Your comment is incoherent. What specifically are you saying that we don't do at scale? (I never mentioned "scale", but apparently it is important to you, so...)
People trade things at scale all the time. Some trades are apparently valued in the millions and billions of dollars. Some people have savings that are large fortunes, and they often invest them.
You must be talking about something I am not, but it's difficult to figure out what the words even mean to you.
Your definition of capitalism is incomplete. You’ve described the essence of capitalism - as you see it - and people not adhering to your choice subset don’t ‘have a very good definition of "capitalism"‘
You’ve made a no true scotsman argument because all these other capitalist systems with their wage labour grievances and their accelerating inequalities tearing at the coherence of societies’ fabric are not _really_ what’s at the core of capitalism and if they just did it better then it’d be awesome.

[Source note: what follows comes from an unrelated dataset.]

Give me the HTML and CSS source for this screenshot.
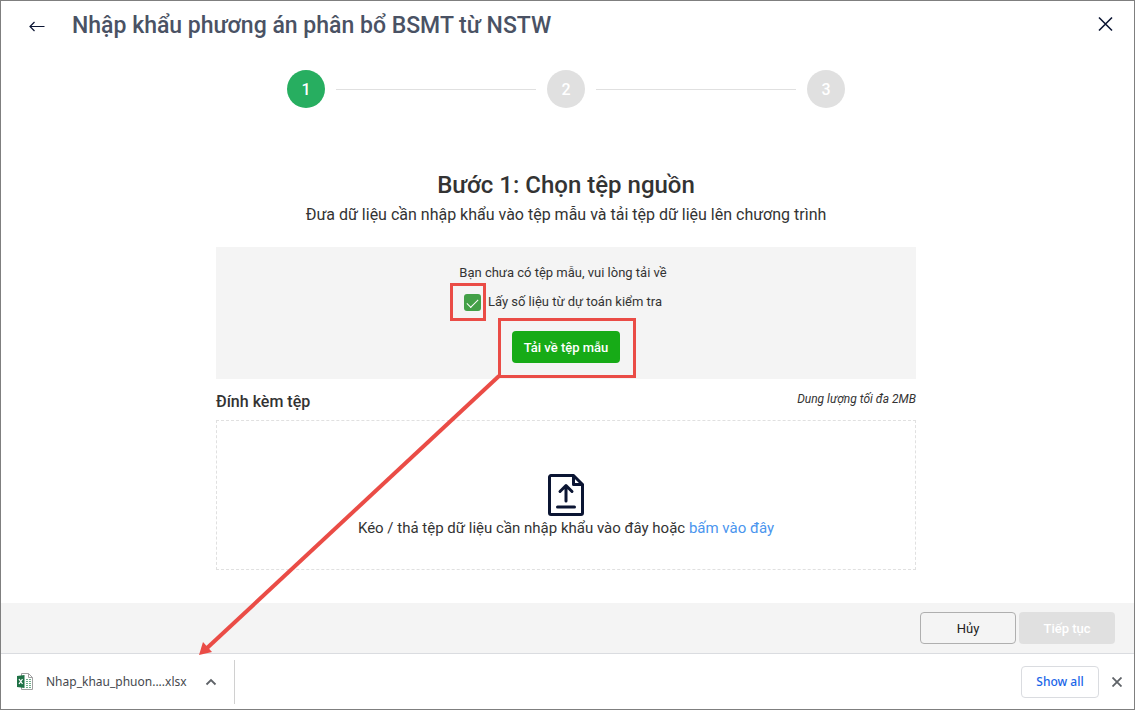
FILE: index.html
```html
<!DOCTYPE html>
<html lang="vi">
<head>
    <meta charset="UTF-8">
    <meta name="viewport" content="width=device-width, initial-scale=1.0">
    <title>Nhập khẩu phương án phân bổ BSMT từ NSTW</title>
    <link rel="stylesheet" href="styles.css">
</head>
<body>
    <div class="window">
        <header class="header">
            <button class="icon-btn" type="button" aria-label="Quay lại">
                <svg width="16" height="12" viewBox="0 0 16 12" fill="none" stroke="#0b1533" stroke-width="1.2">
                    <path d="M15.5 6.500H1M5.5 2L1 6.500l4.500 4.500"/>
                </svg>
            </button>
            <h1 class="title">Nhập khẩu phương án phân bổ BSMT từ NSTW</h1>
            <button class="icon-btn btn-close" type="button" aria-label="Đóng">
                <svg width="16" height="16" viewBox="0 0 16 16" fill="none" stroke="#0b1533" stroke-width="1.6">
                    <path d="M1 1.500l13 13M14 1.500l-13 13"/>
                </svg>
            </button>
        </header>

        <main class="main">
            <!-- Steps -->
            <div class="steps">
                <span class="step active">1</span>
                <span class="step-line"></span>
                <span class="step">2</span>
                <span class="step-line"></span>
                <span class="step">3</span>
            </div>

            <h2 class="step-title">Bước 1: Chọn tệp nguồn</h2>
            <p class="step-desc">Đưa dữ liệu cần nhập khẩu vào tệp mẫu và tải tệp dữ liệu lên chương trình</p>

            <!-- Template download -->
            <section class="template">
                <p class="template-text">Bạn chưa có tệp mẫu, vui lòng tải về</p>
                <div class="check-row">
                    <span class="marked">
                        <input class="check" type="checkbox" id="estimate" checked>
                        <span class="mark mark-check"></span>
                    </span>
                    <label for="estimate">Lấy số liệu từ dự toán kiểm tra</label>
                </div>
                <div class="marked">
                    <button class="btn btn-download" type="button">Tải về tệp mẫu</button>
                    <span class="mark mark-button"></span>
                    <svg class="mark-arrow" width="304" height="284" viewBox="0 0 304 284">
                        <path d="M302 2L9 275" fill="none" stroke="#ea4c46" stroke-width="4"/>
                        <path d="M2 281l4-13 9 10z" fill="#ea4c46"/>
                    </svg>
                </div>
            </section>

            <!-- Attachment -->
            <section class="attach">
                <div class="attach-head">
                    <h3 class="attach-title">Đính kèm tệp</h3>
                    <span class="attach-limit">Dung lượng tối đa 2MB</span>
                </div>
                <div class="dropzone">
                    <svg width="36" height="42" viewBox="0 0 36 42" fill="none" stroke="#0b1533" stroke-width="3" stroke-linecap="round" stroke-linejoin="round">
                        <path d="M3 1.500h22.500l9 9V39a1.500 1.500 0 0 1-1.500 1.500H3A1.500 1.500 0 0 1 1.500 39V3A1.500 1.500 0 0 1 3 1.500z"/>
                        <path d="M25.500 2v8.500H34"/>
                        <path d="M18 27V11.500M12 17.500l6-6 6 6M9.500 33h17"/>
                    </svg>
                    <p class="drop-text">Kéo / thả tệp dữ liệu cần nhập khẩu vào đây hoặc <a class="link" href="#">bấm vào đây</a></p>
                </div>
            </section>
        </main>

        <footer class="actions">
            <button class="btn btn-cancel" type="button">Hủy</button>
            <button class="btn btn-next" type="button" disabled>Tiếp tục</button>
        </footer>

        <!-- Browser download bar -->
        <div class="downloads">
            <div class="file">
                <svg width="17" height="17" viewBox="0 0 17 17">
                    <path d="M4.500.5h7l4 4v12h-11z" fill="#fff" stroke="#a0a0a0"/>
                    <path d="M11.500.5v4h4" fill="none" stroke="#a0a0a0"/>
                    <path d="M9 6.500h2M12 6.500h2M9 8.500h2M12 8.500h2M9 10.500h2M12 10.500h2M9 12.500h2M12 12.500h2M9 14.500h2M12 14.500h2" stroke="#6fae8b"/>
                    <path d="M0 3l7.500-1v13L0 14z" fill="#1e7145"/>
                    <path d="M2 6l3.500 5M5.500 6L2 11" stroke="#fff" stroke-width="1.300"/>
                </svg>
                <span class="file-name">Nhap_khau_phuon....xlsx</span>
                <button class="icon-btn" type="button" aria-label="Tùy chọn">
                    <svg width="12" height="8" viewBox="0 0 12 8" fill="none" stroke="#5f6368" stroke-width="1.800">
                        <path d="M1.500 6.500L6 2l4.500 4.500"/>
                    </svg>
                </button>
            </div>
            <button class="show-all" type="button">Show all</button>
            <button class="icon-btn" type="button" aria-label="Close">
                <svg width="10" height="10" viewBox="0 0 10 10" fill="none" stroke="#5f6368" stroke-width="1.800">
                    <path d="M.5.5l9 9M9.500.5l-9 9"/>
                </svg>
            </button>
        </div>
    </div>
</body>
</html>
```
FILE: styles.css
```css
* {
    box-sizing: border-box;
}
body {
    margin: 0;
    font-family: Roboto, "Liberation Sans", sans-serif;
    font-size: 13px;
    color: #333;
    background: #fff;
}
h1, h2, h3, p {
    margin: 0;
    font-weight: 400;
}
button {
    font-family: inherit;
    cursor: pointer;
}
svg {
    display: block;
}
.window {
    display: flex;
    flex-direction: column;
    min-height: 100vh;
    border: 1px solid #7f7f7f;
    overflow: hidden;
}

/* Header */
.header {
    display: flex;
    align-items: center;
    height: 50px;
    padding: 0 20px 0 28px;
}
.icon-btn {
    padding: 0;
    border: none;
    background: none;
}
.btn-close {
    padding-bottom: 4px;
}
.title {
    flex: 1;
    margin-left: 27px;
    font-size: 23px;
    line-height: 34px;
    font-weight: 500;
    color: #4a5264;
}

/* Content */
.main {
    flex: 1;
    display: flex;
    flex-direction: column;
    align-items: center;
    padding: 19px 3px 32px 0;
}
.steps {
    display: flex;
    align-items: center;
    gap: 11px;
}
.step {
    width: 38px;
    height: 38px;
    border-radius: 50%;
    background: #e0e0e0;
    color: #fff;
    font-size: 16px;
    line-height: 40px;
    font-weight: 500;
    text-align: center;
}
.step.active {
    background: #27ae60;
}
.step-line {
    width: 200px;
    height: 1px;
    background: #e0e0e0;
}
.step-title {
    margin-top: 61px;
    font-size: 24px;
    line-height: 32px;
    font-weight: 500;
}
.step-desc {
    margin-top: 4px;
    font-size: 16px;
    line-height: 20px;
}
.template {
    display: flex;
    flex-direction: column;
    align-items: center;
    width: 100%;
    max-width: 700px;
    margin-top: 22px;
    padding: 16px 0;
    background: #f4f4f4;
}
.template-text {
    padding-right: 6px;
    line-height: 20px;
}
.check-row {
    display: flex;
    align-items: center;
    gap: 7px;
    margin: 8px 0 18px;
    padding-right: 6px;
    line-height: 22px;
}
.check {
    display: flex;
    justify-content: center;
    appearance: none;
    width: 17px;
    height: 17px;
    margin: 0;
    border-radius: 3px;
    background: #43a047;
}
.check::before {
    content: "";
    width: 10px;
    height: 5px;
    margin-top: 5px;
    border: solid #fff;
    border-width: 0 0 1px 1px;
    transform: rotate(-45deg);
}
.check:not(:checked)::before {
    display: none;
}
.btn {
    height: 32px;
    border: none;
    border-radius: 4px;
    font-size: 13px;
    font-weight: 500;
}
.btn-download {
    display: block;
    width: 108px;
    padding: 0;
    background: #17ab17;
    color: #fff;
}

/* Red marks over the controls */
.marked {
    position: relative;
}
.mark {
    position: absolute;
    border: 3px solid #ea4c46;
    pointer-events: none;
}
.mark-check {
    inset: -11px -5px -10px -14px;
}
.mark-button {
    inset: -13px -16px -15px -14px;
}
.mark-arrow {
    position: absolute;
    top: 43px;
    right: 119px;
    pointer-events: none;
}

/* Attachment */
.attach {
    width: 100%;
    max-width: 700px;
}
.attach-head {
    display: flex;
    justify-content: space-between;
    padding: 10px 0 5px;
}
.attach-title {
    font-size: 16px;
    line-height: 26px;
    font-weight: 500;
}
.attach-limit {
    font-size: 12px;
    line-height: 20px;
    font-style: italic;
}
.dropzone {
    display: flex;
    flex-direction: column;
    align-items: center;
    height: 150px;
    padding-top: 53px;
    border: 1px dashed #e0e0e0;
}
.drop-text {
    margin-top: 2px;
    font-size: 15px;
    line-height: 20px;
}
.link {
    color: #4a95ee;
    text-decoration: none;
}

/* Actions */
.actions {
    display: flex;
    justify-content: flex-end;
    gap: 3px;
    padding: 9px 19px;
    background: #f4f4f4;
}
.btn-cancel {
    width: 96px;
    border: 1px solid #afafaf;
    background: transparent;
    color: #212121;
    font-weight: 400;
}
.btn-next {
    width: 96px;
    background: #e0e0e0;
    color: #fff;
}

/* Download bar */
.downloads {
    display: flex;
    align-items: center;
    height: 56px;
    padding-right: 12px;
    border-top: 1px solid #dadce0;
    background: #fff;
}
.file {
    display: flex;
    align-items: center;
    height: 44px;
    padding: 0 17px 0 16px;
    border-right: 1px solid #d0d0d0;
}
.file-name {
    margin: 0 18px 0 12px;
    font-family: "Noto Sans", "Open Sans", sans-serif;
    font-size: 12px;
    color: #45484d;
}
.show-all {
    width: 78px;
    height: 32px;
    margin: 0 13px 0 auto;
    border: 1px solid #dadce0;
    border-radius: 4px;
    background: #fff;
    color: #1a66e8;
    font-family: "Noto Sans", "Open Sans", sans-serif;
    font-size: 12px;
    font-weight: 500;
}
```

The scale part comes in because what you describe - capitalism without wage labour - exists all over the world today, but only in the small. You cannot grow it to a country sized system.
> and people not adhering to your choice subset don’t ‘
Other people aren't bothering to define it at all. I could work with their definitions, if they ever bothered to speak them. Hell, if they ever bothered to even hint at what those might be.
This isn't about a difference in definition, but the other side not defining it at all. And all the waffling here, by you and others, suggests that this might not just be some oversight, but the same sort of strategic fallaciousness the left is infamous for.
The rest of your comment is as incoherent as the first. I'm not sure what "no true scotsman" argument you think I'm making. My definition applies, in varying, to most nations in western civilization. But most especially to those the leftists are most critical of. Take your pick.